Though it should, the Davis-Stirling Act does not give buyers the right to inspect minutes of the association, and there is nothing in the law that states minutes must be “accurate.” This means there is no way for you to verify accuracy. You are relying on the board’s “good faith” to provide accurate reporting in the minutes.

Falsifying minutes is a breach of a board’s fiduciary duties to all homeowners and, if proven, could subject the association to liability for damages you suffered in relying on those minutes. The difficulties lie in proving your assertion and the cost of litigation. Saving the minutes you were given may prove vital should you become involved in a lawsuit with your board and would counter efforts by them to introduce different minutes.
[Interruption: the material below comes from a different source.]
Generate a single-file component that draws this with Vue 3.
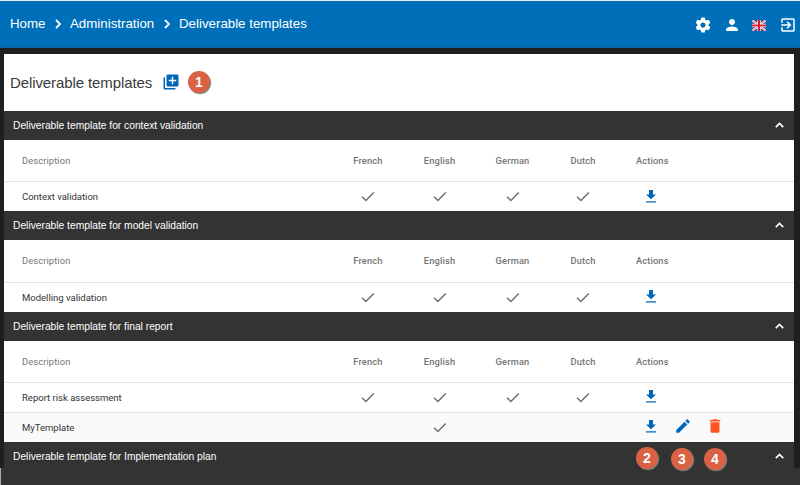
<script setup>
const crumbs = ['Home', 'Administration', 'Deliverable templates']
const languages = ['French', 'English', 'German', 'Dutch']
const sections = [
  { title: 'Deliverable template for context validation', rows: [{ name: 'Context validation', langs: languages }] },
  { title: 'Deliverable template for model validation', rows: [{ name: 'Modelling validation', langs: languages }] },
  {
    title: 'Deliverable template for final report',
    rows: [
      { name: 'Report risk assessment', langs: languages },
      { name: 'MyTemplate', langs: ['English'], editable: true },
    ],
  },
]
const callouts = [2, 3, 4]
</script>

<template>
  <div class="page">
    <header class="topbar">
      <nav class="crumbs">
        <template v-for="(c, i) in crumbs" :key="c">
          <svg v-if="i" class="sep" viewBox="0 0 6 10"><path d="M1 1l4 4-4 4" /></svg>
          <span :class="'crumb crumb-' + i">{{ c }}</span>
        </template>
      </nav>
      <div class="tools">
        <svg class="gear" viewBox="0 0 24 24"><path d="M19.43 12.98c.04-.32.07-.64.07-.98s-.03-.66-.07-.98l2.11-1.65c.19-.15.24-.42.12-.64l-2-3.46c-.12-.22-.39-.3-.61-.22l-2.49 1c-.52-.4-1.08-.73-1.69-.98l-.38-2.65C14.46 2.18 14.25 2 14 2h-4c-.25 0-.46.18-.49.42l-.38 2.65c-.61.25-1.17.59-1.69.98l-2.49-1c-.23-.09-.49 0-.61.22l-2 3.46c-.13.22-.07.49.12.64l2.11 1.65c-.04.32-.07.65-.07.98s.03.66.07.98l-2.11 1.65c-.19.15-.24.42-.12.64l2 3.46c.12.22.39.3.61.22l2.49-1c.52.4 1.08.73 1.69.98l.38 2.65c.03.24.24.42.49.42h4c.25 0 .46-.18.49-.42l.38-2.65c.61-.25 1.17-.59 1.69-.98l2.49 1c.23.09.49 0 .61-.22l2-3.46c.12-.22.07-.49-.12-.64l-2.11-1.65zM12 15.5c-1.93 0-3.5-1.57-3.5-3.5s1.57-3.5 3.5-3.5 3.5 1.57 3.5 3.5-1.57 3.5-3.5 3.5z" /></svg>
        <svg class="person" viewBox="0 0 24 24"><path d="M12 12c2.21 0 4-1.79 4-4s-1.79-4-4-4-4 1.79-4 4 1.79 4 4 4zm0 2c-2.67 0-8 1.34-8 4v2h16v-2c0-2.66-5.33-4-8-4z" /></svg>
        <svg class="flag" viewBox="0 0 14 11">
          <path fill="#2b3f86" d="M0 0h14v11H0z" />
          <path stroke="#fff" stroke-width="2.2" d="M0 0l14 11M14 0L0 11" />
          <path stroke="#d93a50" stroke-width=".8" d="M0 0l14 11M14 0L0 11" />
          <path stroke="#fff" stroke-width="3.4" d="M7 0v11M0 5.5h14" />
          <path stroke="#d8203c" stroke-width="2" d="M7 0v11M0 5.5h14" />
        </svg>
        <svg class="exit" viewBox="0 0 24 24"><path d="M10.09 15.59L11.5 17l5-5-5-5-1.41 1.41L12.67 11H3v2h9.67l-2.58 2.59zM19 3H5c-1.11 0-2 .9-2 2v4h2V5h14v14H5v-4H3v4c0 1.1.89 2 2 2h14c1.1 0 2-.9 2-2V5c0-1.1-.9-2-2-2z" /></svg>
      </div>
    </header>

    <main class="panel">
      <div class="title">
        <h1>Deliverable templates</h1>
        <svg class="add" viewBox="0 0 24 24"><path d="M4 6H2v14c0 1.1.9 2 2 2h14v-2H4V6zm16-4H8c-1.1 0-2 .9-2 2v12c0 1.1.9 2 2 2h12c1.1 0 2-.9 2-2V4c0-1.1-.9-2-2-2zm-1 9h-4v4h-2v-4H9V9h4V5h2v4h4v2z" /></svg>
        <span class="badge">1</span>
      </div>

      <section v-for="s in sections" :key="s.title">
        <div class="bar">
          <span>{{ s.title }}</span>
          <svg class="up" viewBox="0 0 9 6"><path d="M.8 5.1L4.5 1.4l3.7 3.7" /></svg>
        </div>
        <div class="row head">
          <span class="desc">Description</span>
          <span v-for="l in languages" :key="l" class="lang">{{ l }}</span>
          <span class="act-label">Actions</span>
        </div>
        <div v-for="r in s.rows" :key="r.name" class="row" :class="{ alt: r.editable }">
          <span class="desc">{{ r.name }}</span>
          <span v-for="l in languages" :key="l" class="cell">
            <svg v-if="r.langs.includes(l)" class="check" viewBox="0 0 14 11"><path d="M1 5.8L4.9 9.5 12.8 1.5" /></svg>
          </span>
          <span class="actions">
            <svg viewBox="0 0 18 18"><path d="M14 7.4h-3V3H7v4.4H4l5 4.8zM4 14.2v1.2h10v-1.2z" /></svg>
            <template v-if="r.editable">
              <svg viewBox="0 0 24 24"><path d="M3 17.25V21h3.75L17.81 9.94l-3.75-3.75L3 17.25zM20.71 7.04c.39-.39.39-1.02 0-1.41l-2.34-2.34c-.39-.39-1.02-.39-1.41 0l-1.83 1.83 3.75 3.75 1.83-1.83z" /></svg>
              <svg class="trash" viewBox="0 0 24 24"><path d="M6 19c0 1.1.9 2 2 2h8c1.1 0 2-.9 2-2V7H6v12zM19 4h-3.5l-1-1h-5l-1 1H5v2h14V4z" /></svg>
            </template>
          </span>
        </div>
      </section>
      <div class="bar last">
        <span>Deliverable template for Implementation plan</span>
        <svg class="up" viewBox="0 0 9 6"><path d="M.8 5.1L4.5 1.4l3.7 3.7" /></svg>
      </div>
    </main>
    <footer class="foot"></footer>
    <div class="callouts">
      <span v-for="n in callouts" :key="n" class="badge" :class="'b' + n">{{ n }}</span>
    </div>
  </div>
</template>

<style>
body { margin: 0; overflow: hidden; }
</style>
<style scoped>
.page {
  position: relative;
  width: 800px;
  height: 485px;
  overflow: hidden;
  background: #1f1f1f;
  font-family: "Liberation Sans", Arial, sans-serif;
  box-sizing: border-box;
}
svg { display: block; flex: none; fill: none; }
.topbar {
  display: flex;
  justify-content: space-between;
  height: 46px;
  border-top: 1px solid #e8eff3;
  border-bottom: 1px solid #0f629f;
  background: #006fba;
  color: #fff;
}
.crumbs { display: flex; align-items: center; padding-left: 10px; font-size: 13.3px; line-height: 46px; }
.crumb { white-space: nowrap; }
.crumb-0 { width: 45px; }
.crumb-1 { width: 94px; }
.sep { width: 6px; height: 10px; margin-right: 9px; stroke: #fff; stroke-width: 1.8; }
.tools { display: flex; align-items: center; padding: 2px 3px 0 0; }
.tools svg { fill: #fff; }
.gear { width: 18px; height: 18px; margin-right: 11px; }
.person { width: 18px; height: 18px; margin-right: 11px; }
.flag { width: 14px; height: 11px; margin-right: 13px; }
.exit { width: 18px; height: 18px; }
.panel { width: 790px; margin: 6px 0 0 4px; background: #fff; }
.title { display: flex; align-items: center; height: 57px; padding: 0 0 1px 6px; box-sizing: border-box; }
h1 { margin: 0; width: 152px; font-size: 15px; letter-spacing: -.1px; font-weight: 400; color: #3a3a3a; white-space: nowrap; }
.add { width: 18px; height: 18px; fill: #0067b8; }
.title .badge { margin-left: 8px; }
.badge {
  display: block;
  width: 22px;
  height: 22px;
  border-radius: 50%;
  background: #d96144;
  box-shadow: 1px 1px 1px 0 #777;
  color: #fff;
  font-size: 14px;
  font-weight: 700;
  line-height: 22px;
  text-align: center;
}
.bar {
  display: flex;
  align-items: center;
  justify-content: space-between;
  height: 29px;
  padding: 0 10px 0 9px;
  background: #333;
  color: #fff;
  font-size: 10.26px;
}
.up { width: 9px; height: 6px; margin-bottom: 1px; stroke: #fff; stroke-width: 1.7; }
.row {
  display: grid;
  grid-template-columns: 328px 72px 71px 75px 66px 1fr;
  align-items: center;
  height: 29.9px;
  border-top: 1px solid #e2e2e2;
  font-family: Roboto, "Liberation Sans", sans-serif;
  font-size: 9.5px;
  color: #333;
  box-sizing: border-box;
}
.row.alt { background: #fafafa; }
.row.head { height: 41.4px; border-top: 0; color: #757575; font-size: 9.3px; }
.desc { padding-left: 18px; white-space: nowrap; }
.lang { text-align: center; font-weight: 500; letter-spacing: .15px; }
.head .desc, .act-label { letter-spacing: .12px; }
.act-label { padding-left: 20px; font-weight: 500; }
.check { width: 14px; height: 11px; margin: 0 auto; stroke: #6f6f6f; stroke-width: 1.5; }
.actions { display: flex; gap: 14px; padding: 0 0 2px 26px; }
.actions svg { width: 18px; height: 18px; fill: #0067b8; }
.actions .trash { fill: #ff5722; }
.foot { height: 40px; margin: -3px 0 0; border-left: 1px solid #aaa; background: #333; }
.callouts .badge { position: absolute; box-shadow: 1px 1px 1px 0 #888; }
.b2 { left: 636px; top: 447px; }
.b3 { left: 671px; top: 448px; }
.b4 { left: 704px; top: 448px; }
</style>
Mediation and arbitration offer no real solution since, in most cases, the process is not free and the decisions are not binding on the parties. The informality of the process can also be unjust, as arbitrators and mediators are not “required” to rely on legal precedents or the evidence code in reaching their decisions. Some boards rely on the fact that most homeowners do not have a ready stash of excess cash on hand to litigate protecting their rights and interests.

If your building is one that was ordered retrofitted by a city, county or state agency, your board has the obligation to comply but it also has an obligation to notify the owners that a special assessment will be necessary.

Depending on the statute of limitations, if the retrofit order was issued before your purchase and noncompliance exists, you may have recourse against the seller of your unit or the real estate broker for failing to disclose the retrofitting requirement, your board’s noncompliance and the fact that a special assessment was necessary. Any assessment made before your owning the unit is the obligation of the prior owner, and you may be able to recover from that owner or avoid paying that portion of the assessment as it is not your responsibility.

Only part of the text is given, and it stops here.